Apabila R2 menjadi kendaraan umum, hal ini bisa dilihat pada penerapan perizinan plat kuning pada bentor di Medan, Sumatera Utara. Sehingga apabila ada ojek daring beroperasi pada daerahnya, yang memang daerah tersebut sangat membutuhkan, sebaiknya pemerintah daerah dapat mengakomodir dengan Perdanya berikut wilayah operasi dan tarifnya tanpa perlu merevisi UU Nomor 22 tahun 2009 yang masih relevan saat ini dalam pelaksanaannya.
 
Senada, Sugeng Wiyono, mengatakan bahwa penerapan R2 sebagai kendaraan Umum sebaiknya diakomodir melalui Perda sesuai kebutuhan oleh daerah masing-masing.
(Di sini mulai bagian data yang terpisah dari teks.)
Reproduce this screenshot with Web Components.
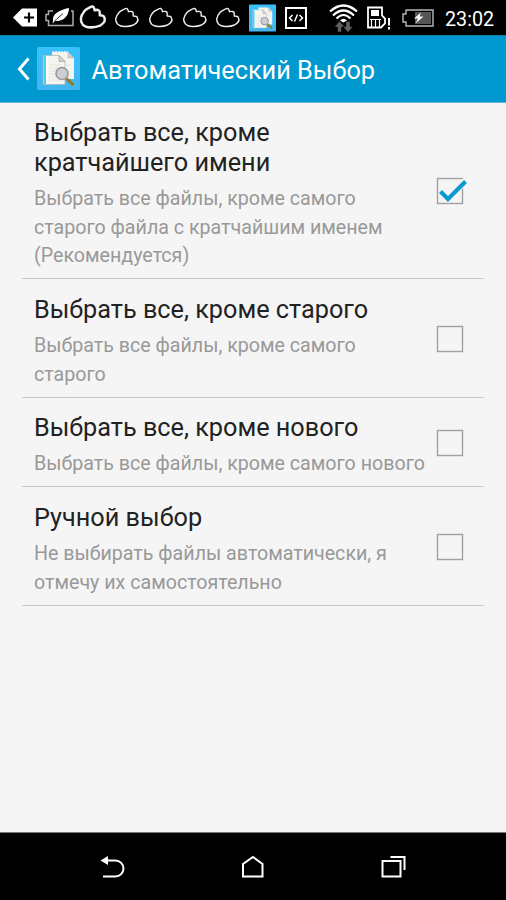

Menurutnya, angkutan jenis ini hanyalah kendaraan umum sementara yang mengisi kekosongan atau transisional dari misi pengembangan tranportasi massal yang telah disepakati melalui Rencana Umum Nasional Keselamatan (RUNK).
 
"Menjadikan R2 sebagai kendaraan umum dengan merevisi UU lalu lintas akan menimbulkan kontra produktif dari target pengembangan transportasi massal yang berkeselamatan apalagi R2 memiliki kerentanan pada kecelakaan," sebutnya.
 
Apabila diakomodir secara nasional, sebutnya, melalui revisi UU lalu lintas untuk R2 menjadi kendaraan umum, akan membawa dampak luar biasa pada kesepakatan bersama RUNK. "Karena pengaturan transportasi merupakan bagian terpenting dalam upaya nasional meningkatkan keselamatan berlalulintas," lanjut Sugeng 
 
Pemerintah pusat, kata Sugeng, sebaiknya mendelegasikan kewenangan ini pada pemerintah daerah melalui Perda yang tentu saja pengelolaannya akan lebih sesuai kebutuhannya, dengan persaingan usaha yang sehat termasuk penentuan tarif karena setiap daerah memiliki kemampuan daya beli jasa yang berbeda, samahalnya tarif angkot di daerah masing masing.
 
Sementara menyangkut kendaraan taxi daring sudah cukup diakomodir pada PM Nomor : 108 tahun 2017 yang diperlukan adalah pelaksanaan yang optimal dari peraturan tersebut secara konsisten karena aturan teknis sudah sangat detail dan mengakomodir semua kepentingan taxi atau angkutan daring. 
 
"Ketegasan dalam pelaksanaannya justru sangat dibutuhkan karena merevisi UU Nomor 22 tahun 2009 justru akan menambah kisruhnya wajah transportasi karena akan tarik menarik kepentingan sehingga melupakan amanat RUNK yang telah disepakati bersama seluruh stakeholder," imbuhnya.
 
"Intinya UU Nomor 22 tahun 2009 masih sangat relevan dan justru harus lebih konsisten dalam menjalankannya," pungkas Sugeng.